Posted in 11th Circuit Court of Appeals, Opinions and Analysis

One of the hats I wear is that of the Federal opinions editor for a caselaw update that the Georgia Association of Criminal Defense Lawyers publishes monthly. It has been a slow month for Eleventh Circuit Opinions. But there is one that I will be writing up. And this blog post will pull double duty as a caselaw summary for that publication.

The case is United States v. Sheels, a January 31 published opinion. This case deals with whether it was proper to impose a four-point enhancement under 2G2.1(b)(4) of the Federal Sentencing Guidelines.

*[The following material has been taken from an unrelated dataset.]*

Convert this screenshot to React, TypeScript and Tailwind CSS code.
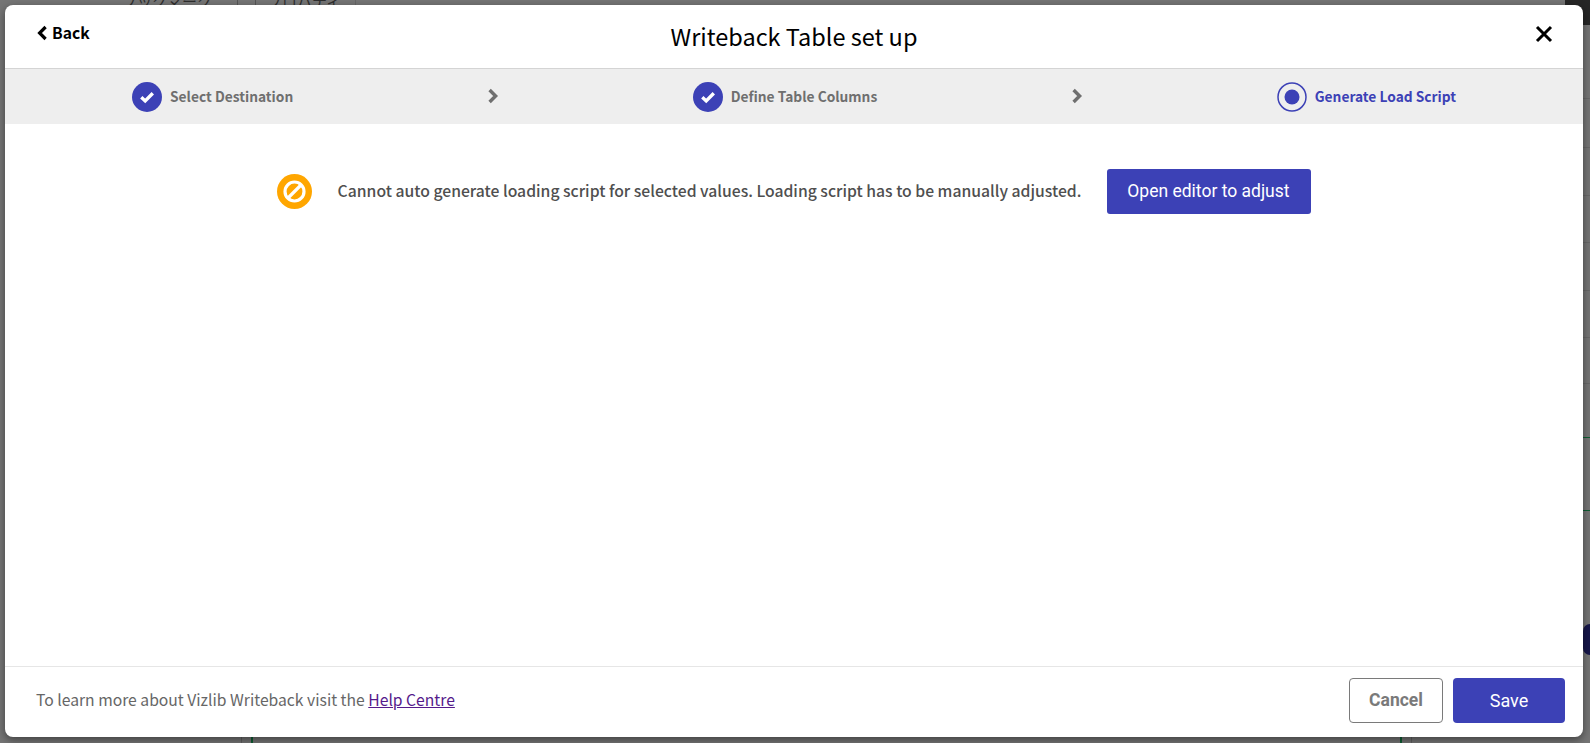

The question turns on what is sadistic of masochistic conduct.

The Point:

For purposes of determining whether to impose a four-point enhancement for a conviction for sexual exploitation of a minor by production of sexually explicit material, it is proper to impose the enhancement even if the defendant is the recipient of sadistic or masochistic conduct was directed at him rather than from him.

The Facts:

Mr. Sheels was convicted of one count of producing and one count of receiving child pornography. He received a sentence of 600 months to serve. The sentencing added four points to his base level offense of 32 because the material contained the following as defined by 2G2.1 of the Federal Sentencing Guidelines:

If the offense involved material that portrays sadistic or masochistic conduct or other depictions of violence, increase by 4 levels.

Mr. Sheels argued that the enhancement did not apply because he was the recipient of the argument. The Court affirmed, having determined that the depiction of such conduct, in any form, was sufficient to apply the enhancement.

The Reasoning:

The Court found that it was not necessary to look further than the plain language of the guidelines to answer the question. “Involved material that portrays,” applies to the conduct in any form. The Court then went to a dictionary definition of the word involve.

There were no cases directly on point. And Mr. Sheels relied on some dicta from other cases potentially to support his position:

He cites a number of cases, like United States v. Hall, 312 F.3d 1250, 1261 (11th Cir. 2002) (quotation marks omitted), which contain statements like: “[A] photograph is sadistic within the meaning of Section 2G2.2(b)(3)3 when it depicts the subjection of a young child to a sexual act that would have to be painful.” But those cases merely stand for the proposition that material depicting sadistic or masochistic conduct directed towards the child is sufficient to warrant the application of a § 2G2.1(b)(4) enhancement, not that it is necessary.

Ultimately, the Court held that even the object of sadistic or masochistic conduct is subject to the enhancement. To the extent that this point was unresolved by the language of the guidelines, it is resolved now.